§ **WHAT TO WORK ON**
Reproduce every line of the listing as written, apart from the pictures.

§ **DATASET EXCERPT**
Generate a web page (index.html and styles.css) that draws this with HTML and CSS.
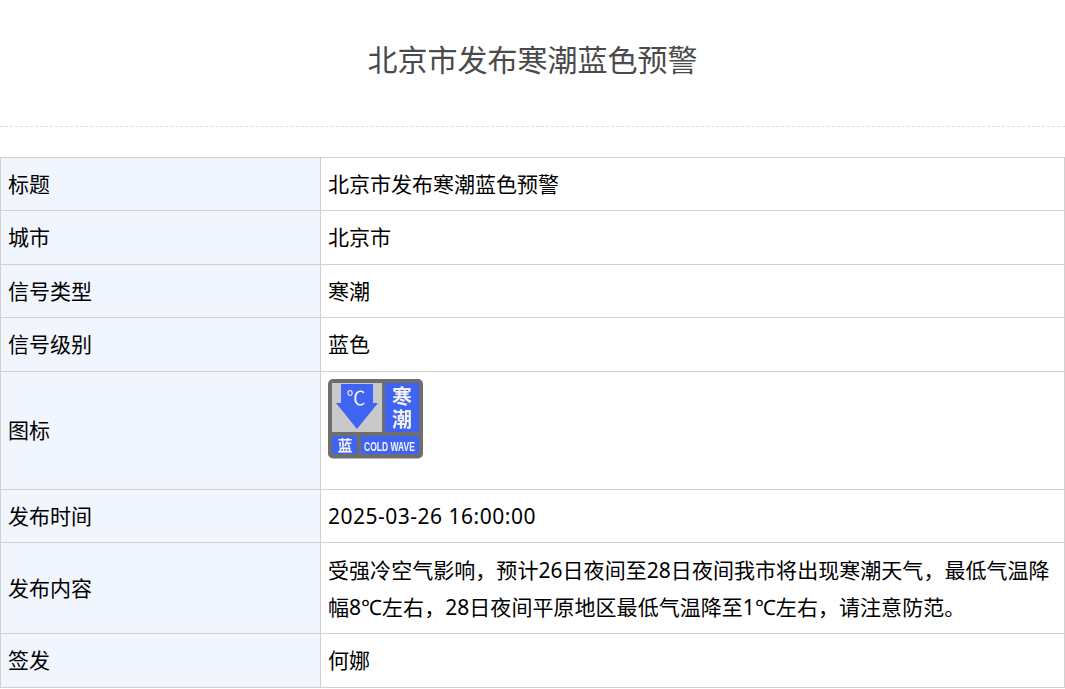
FILE: index.html
```
<!DOCTYPE html>
<html lang="zh">
<head>
<meta charset="utf-8">
<title>北京市发布寒潮蓝色预警</title>
<link rel="stylesheet" href="styles.css">
</head>
<body>
<h1 class="title">北京市发布寒潮蓝色预警</h1>
<table class="info">
<colgroup><col class="c1"><col class="c2"></colgroup>
<tbody>
<tr><th>标题</th><td>北京市发布寒潮蓝色预警</td></tr>
<tr><th>城市</th><td>北京市</td></tr>
<tr><th>信号类型</th><td>寒潮</td></tr>
<tr><th>信号级别</th><td>蓝色</td></tr>
<tr><th>图标</th><td class="icon-cell">
<svg class="icon" width="95" height="80" viewBox="0 0 95 80">
<defs><filter id="soft" x="-5%" y="-5%" width="110%" height="110%"><feGaussianBlur stdDeviation="0.6"/></filter></defs>
<rect width="95" height="79.5" rx="5" fill="#6e6e6e"/>
<rect x="4" y="4" width="50" height="49" fill="#c9c9c9"/>
<rect x="57" y="4" width="34" height="49" fill="#3f63f2"/>
<rect x="4" y="57" width="25" height="18" fill="#3f63f2"/>
<rect x="33" y="57" width="58" height="18" fill="#3f63f2"/>
<path d="M13 5H45V24H50L29 50L8 24H13Z" fill="#3f63f2"/>
<g filter="url(#soft)" fill="#f2f2f2" text-anchor="middle">
<text x="28" y="26" class="deg">℃</text>
<text x="74" y="25" class="cn">寒</text>
<text x="74" y="48" class="cn">潮</text>
<text x="17" y="72" class="cn-s">蓝</text>
<text x="61.5" y="72" class="en" textLength="51" lengthAdjust="spacingAndGlyphs">COLD WAVE</text>
</g>
</svg>
</td></tr>
<tr><th>发布时间</th><td class="time">2025-03-26 16:00:00</td></tr>
<tr><th>发布内容</th><td class="body-text">受强冷空气影响，预计26日夜间至28日夜间我市将出现寒潮天气，最低气温降幅8℃左右，28日夜间平原地区最低气温降至1℃左右，请注意防范。</td></tr>
<tr><th>签发</th><td>何娜</td></tr>
</tbody>
</table>
</body>
</html>
```
FILE: styles.css
```
html, body {
  margin: 0;
  padding: 0;
  background: #fff;
}
body {
  font-family: "Noto Sans", "Noto Sans CJK SC", sans-serif;
  overflow: hidden;
}
.title {
  margin: 0 0 29.5px;
  height: 126px;
  line-height: 120px;
  text-align: center;
  font-size: 30px;
  font-weight: 400;
  color: #4a4a4a;
  border-bottom: 1px dashed #dddddd;
}
.info {
  width: 1065px;
  table-layout: fixed;
  border-collapse: collapse;
  font-size: 21px;
  line-height: 36.5px;
  color: #000;
}
.c1 { width: 320px; }
.info th, .info td {
  border: 1px solid #d0d0d0;
  padding: 8px 8px 8px 7px;
  text-align: left;
  font-weight: 400;
  vertical-align: middle;
}
.info th { background: #f1f5fd; }
.info .time { letter-spacing: 0.5px; }
.info .body-text {
  line-height: 37px;
  letter-spacing: 0.045px;
  padding-top: 9px;
  padding-bottom: 7px;
}
.icon-cell { height: 101px; vertical-align: top !important; }
.icon { display: block; margin-top: -1px; }
.deg { font: 400 19px "Noto Sans CJK SC", sans-serif; }
.cn { font: 700 20px "Noto Sans CJK SC", sans-serif; }
.cn-s { font: 700 15px "Noto Sans CJK SC", sans-serif; }
.en { font: 700 13px "Liberation Sans", sans-serif; }
```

§ **PROBLEM SOLUTION**
Generate a web page (index.html and styles.css) that draws this with HTML and CSS.
FILE: index.html
```
<!DOCTYPE html>
<html lang="zh">
<head>
<meta charset="utf-8">
<title>北京市发布寒潮蓝色预警</title>
<link rel="stylesheet" href="styles.css">
</head>
<body>
<h1 class="title">北京市发布寒潮蓝色预警</h1>
<table class="info">
<colgroup><col class="c1"><col class="c2"></colgroup>
<tbody>
<tr><th>标题</th><td>北京市发布寒潮蓝色预警</td></tr>
<tr><th>城市</th><td>北京市</td></tr>
<tr><th>信号类型</th><td>寒潮</td></tr>
<tr><th>信号级别</th><td>蓝色</td></tr>
<tr><th>图标</th><td class="icon-cell">
<svg class="icon" width="95" height="80" viewBox="0 0 95 80">
<defs><filter id="soft" x="-5%" y="-5%" width="110%" height="110%"><feGaussianBlur stdDeviation="0.6"/></filter></defs>
<rect width="95" height="79.5" rx="5" fill="#6e6e6e"/>
<rect x="4" y="4" width="50" height="49" fill="#c9c9c9"/>
<rect x="57" y="4" width="34" height="49" fill="#3f63f2"/>
<rect x="4" y="57" width="25" height="18" fill="#3f63f2"/>
<rect x="33" y="57" width="58" height="18" fill="#3f63f2"/>
<path d="M13 5H45V24H50L29 50L8 24H13Z" fill="#3f63f2"/>
<g filter="url(#soft)" fill="#f2f2f2" text-anchor="middle">
<text x="28" y="26" class="deg">℃</text>
<text x="74" y="25" class="cn">寒</text>
<text x="74" y="48" class="cn">潮</text>
<text x="17" y="72" class="cn-s">蓝</text>
<text x="61.5" y="72" class="en" textLength="51" lengthAdjust="spacingAndGlyphs">COLD WAVE</text>
</g>
</svg>
</td></tr>
<tr><th>发布时间</th><td class="time">2025-03-26 16:00:00</td></tr>
<tr><th>发布内容</th><td class="body-text">受强冷空气影响，预计26日夜间至28日夜间我市将出现寒潮天气，最低气温降幅8℃左右，28日夜间平原地区最低气温降至1℃左右，请注意防范。</td></tr>
<tr><th>签发</th><td>何娜</td></tr>
</tbody>
</table>
</body>
</html>
```
FILE: styles.css
```
html, body {
  margin: 0;
  padding: 0;
  background: #fff;
}
body {
  font-family: "Noto Sans", "Noto Sans CJK SC", sans-serif;
  overflow: hidden;
}
.title {
  margin: 0 0 29.5px;
  height: 126px;
  line-height: 120px;
  text-align: center;
  font-size: 30px;
  font-weight: 400;
  color: #4a4a4a;
  border-bottom: 1px dashed #dddddd;
}
.info {
  width: 1065px;
  table-layout: fixed;
  border-collapse: collapse;
  font-size: 21px;
  line-height: 36.5px;
  color: #000;
}
.c1 { width: 320px; }
.info th, .info td {
  border: 1px solid #d0d0d0;
  padding: 8px 8px 8px 7px;
  text-align: left;
  font-weight: 400;
  vertical-align: middle;
}
.info th { background: #f1f5fd; }
.info .time { letter-spacing: 0.5px; }
.info .body-text {
  line-height: 37px;
  letter-spacing: 0.045px;
  padding-top: 9px;
  padding-bottom: 7px;
}
.icon-cell { height: 101px; vertical-align: top !important; }
.icon { display: block; margin-top: -1px; }
.deg { font: 400 19px "Noto Sans CJK SC", sans-serif; }
.cn { font: 700 20px "Noto Sans CJK SC", sans-serif; }
.cn-s { font: 700 15px "Noto Sans CJK SC", sans-serif; }
.en { font: 700 13px "Liberation Sans", sans-serif; }
```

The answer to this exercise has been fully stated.